* _Work to be completed_: Output the full listing below exactly, without the pictures.

* _Data shown_:
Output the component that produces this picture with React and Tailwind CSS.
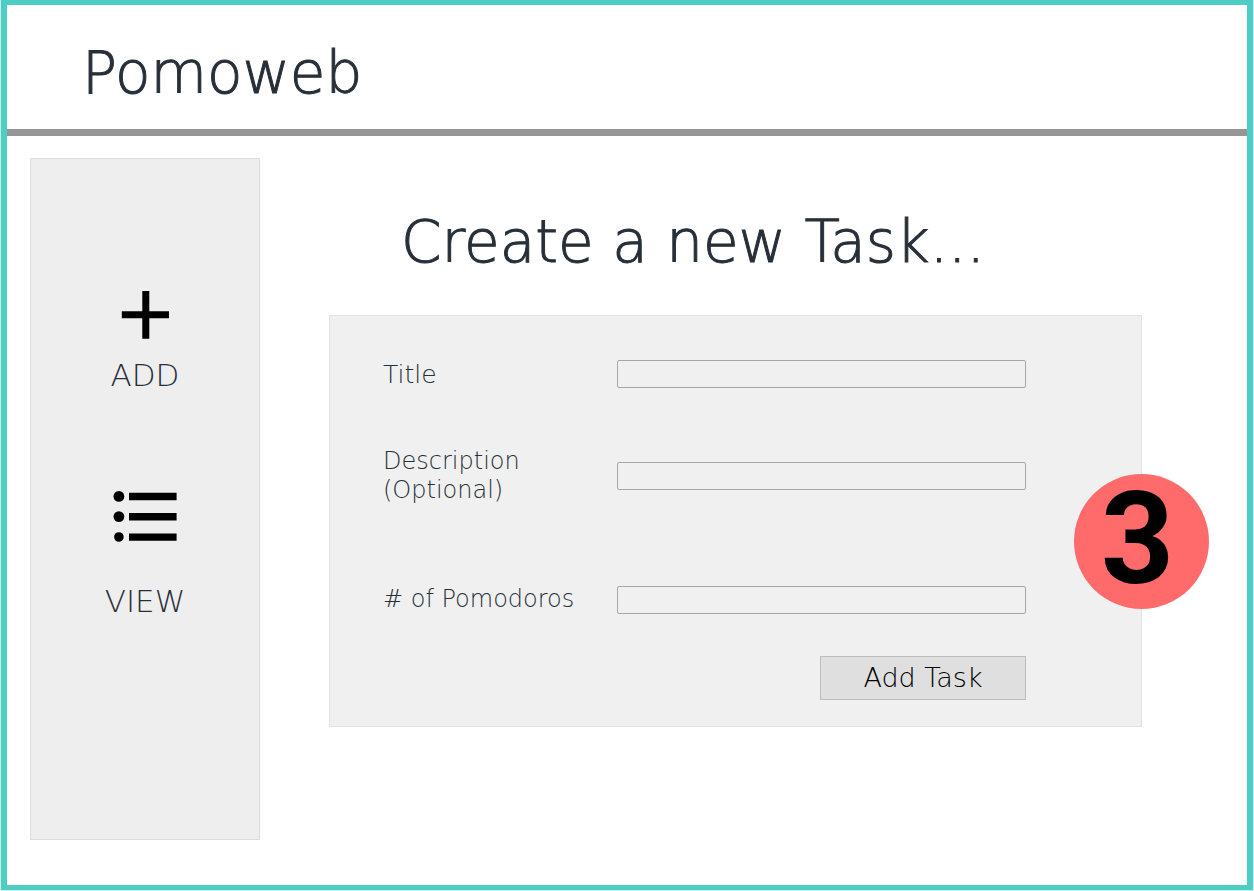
const fields = [
  { id: "title", lines: ["Title"], size: "text-[25px]" },
  { id: "description", lines: ["Description", "(Optional)"], size: "text-[24px]" },
  { id: "pomodoros", lines: ["# of Pomodoros"], size: "text-[24px]" },
];

function PlusIcon() {
  return (
    <svg viewBox="0 0 48 48" className="h-12 w-12" fill="#000" aria-hidden="true">
      <path d="M21.3 0h7v20.2H48.4v7H28.3V47.8h-7V27.2H.8v-7h20.5z" />
    </svg>
  );
}

function ListIcon() {
  return (
    <svg viewBox="0 0 64 52" className="h-[52px] w-16" fill="#000" aria-hidden="true">
      <circle cx="5.9" cy="5.4" r="5.4" />
      <circle cx="5.9" cy="25.6" r="5.4" />
      <circle cx="5.9" cy="46" r="4.8" />
      <path d="M16 1.8h47.6v7.4H16zM16 22h47.6v7.4H16zM16 42.4h47.6v7.4H16z" />
    </svg>
  );
}

export default function App() {
  return (
    <div className="flex min-h-screen flex-col bg-[#c9efec] px-px pb-px font-['DejaVu_Sans',sans-serif] font-extralight text-[#272f38]">
      <div className="flex flex-1 flex-col border-x-6 border-y-5 border-[#4ecdc4] bg-white">
        <header className="border-b-7 border-[#969696] pt-9 pb-6 pl-[75px]">
          <h1 className="text-[58px] leading-16 [-webkit-text-stroke:1px_#272f38]">Pomoweb</h1>
        </header>

        <div className="flex flex-1 items-stretch pt-[22px] pb-[45px] pl-[23px]">
          <nav className="flex w-[230px] shrink-0 flex-col items-center gap-[98px] border border-[#dcdcdc] bg-[#eeeeee] pt-33">
            <a href="#add" className="flex flex-col items-center gap-[18px] text-[31px] leading-9">
              <PlusIcon />
              ADD
            </a>
            <a href="#view" className="flex flex-col items-center gap-10 text-[31px] leading-9">
              <ListIcon />
              VIEW
            </a>
          </nav>

          <main className="flex-1 pt-[52px] pr-[105px] pl-[69px]">
            <h2 className="pl-[72px] text-[58px] leading-16 whitespace-nowrap [-webkit-text-stroke:1px_#272f38]">
              Create a new Task...
            </h2>

            <form className="relative mt-[41px] border border-[#e2e2e2] bg-[#f0f0f0] pt-[29px] pr-[115px] pb-[26px] pl-[53px]">
              <div className="grid grid-cols-[234px_1fr] grid-rows-[58px_145px_103px] items-center">
                {fields.map((field) => (
                  <div key={field.id} className="contents">
                    <label htmlFor={field.id} className={`leading-[29px] whitespace-nowrap ${field.size}`}>
                      {field.lines.map((line) => (
                        <span key={line} className="block">
                          {line}
                        </span>
                      ))}
                    </label>
                    <input
                      id={field.id}
                      name={field.id}
                      className="h-7 w-full rounded-xs border border-[#a6a6a6] bg-[#f0f0f0] px-2 text-base"
                    />
                  </div>
                ))}
              </div>
              <div className="mt-[5px] flex justify-end">
                <button type="button" className="h-11 w-[206px] border border-[#bcbcbc] bg-[#dfdfdf] text-[27px] text-black">
                  Add Task
                </button>
              </div>
              <div className="absolute top-[158px] -right-[68px] flex h-[135px] w-[135px] items-center justify-center rounded-full bg-[#ff6b6b] pr-2 pb-1.5 font-['Roboto',sans-serif] text-[128px] leading-none font-bold text-black">
                3
              </div>
            </form>
          </main>
        </div>
      </div>
    </div>
  );
}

* _Completed task_:
Output the component that produces this picture with React and Tailwind CSS.
const fields = [
  { id: "title", lines: ["Title"], size: "text-[25px]" },
  { id: "description", lines: ["Description", "(Optional)"], size: "text-[24px]" },
  { id: "pomodoros", lines: ["# of Pomodoros"], size: "text-[24px]" },
];

function PlusIcon() {
  return (
    <svg viewBox="0 0 48 48" className="h-12 w-12" fill="#000" aria-hidden="true">
      <path d="M21.3 0h7v20.2H48.4v7H28.3V47.8h-7V27.2H.8v-7h20.5z" />
    </svg>
  );
}

function ListIcon() {
  return (
    <svg viewBox="0 0 64 52" className="h-[52px] w-16" fill="#000" aria-hidden="true">
      <circle cx="5.9" cy="5.4" r="5.4" />
      <circle cx="5.9" cy="25.6" r="5.4" />
      <circle cx="5.9" cy="46" r="4.8" />
      <path d="M16 1.8h47.6v7.4H16zM16 22h47.6v7.4H16zM16 42.4h47.6v7.4H16z" />
    </svg>
  );
}

export default function App() {
  return (
    <div className="flex min-h-screen flex-col bg-[#c9efec] px-px pb-px font-['DejaVu_Sans',sans-serif] font-extralight text-[#272f38]">
      <div className="flex flex-1 flex-col border-x-6 border-y-5 border-[#4ecdc4] bg-white">
        <header className="border-b-7 border-[#969696] pt-9 pb-6 pl-[75px]">
          <h1 className="text-[58px] leading-16 [-webkit-text-stroke:1px_#272f38]">Pomoweb</h1>
        </header>

        <div className="flex flex-1 items-stretch pt-[22px] pb-[45px] pl-[23px]">
          <nav className="flex w-[230px] shrink-0 flex-col items-center gap-[98px] border border-[#dcdcdc] bg-[#eeeeee] pt-33">
            <a href="#add" className="flex flex-col items-center gap-[18px] text-[31px] leading-9">
              <PlusIcon />
              ADD
            </a>
            <a href="#view" className="flex flex-col items-center gap-10 text-[31px] leading-9">
              <ListIcon />
              VIEW
            </a>
          </nav>

          <main className="flex-1 pt-[52px] pr-[105px] pl-[69px]">
            <h2 className="pl-[72px] text-[58px] leading-16 whitespace-nowrap [-webkit-text-stroke:1px_#272f38]">
              Create a new Task...
            </h2>

            <form className="relative mt-[41px] border border-[#e2e2e2] bg-[#f0f0f0] pt-[29px] pr-[115px] pb-[26px] pl-[53px]">
              <div className="grid grid-cols-[234px_1fr] grid-rows-[58px_145px_103px] items-center">
                {fields.map((field) => (
                  <div key={field.id} className="contents">
                    <label htmlFor={field.id} className={`leading-[29px] whitespace-nowrap ${field.size}`}>
                      {field.lines.map((line) => (
                        <span key={line} className="block">
                          {line}
                        </span>
                      ))}
                    </label>
                    <input
                      id={field.id}
                      name={field.id}
                      className="h-7 w-full rounded-xs border border-[#a6a6a6] bg-[#f0f0f0] px-2 text-base"
                    />
                  </div>
                ))}
              </div>
              <div className="mt-[5px] flex justify-end">
                <button type="button" className="h-11 w-[206px] border border-[#bcbcbc] bg-[#dfdfdf] text-[27px] text-black">
                  Add Task
                </button>
              </div>
              <div className="absolute top-[158px] -right-[68px] flex h-[135px] w-[135px] items-center justify-center rounded-full bg-[#ff6b6b] pr-2 pb-1.5 font-['Roboto',sans-serif] text-[128px] leading-none font-bold text-black">
                3
              </div>
            </form>
          </main>
        </div>
      </div>
    </div>
  );
}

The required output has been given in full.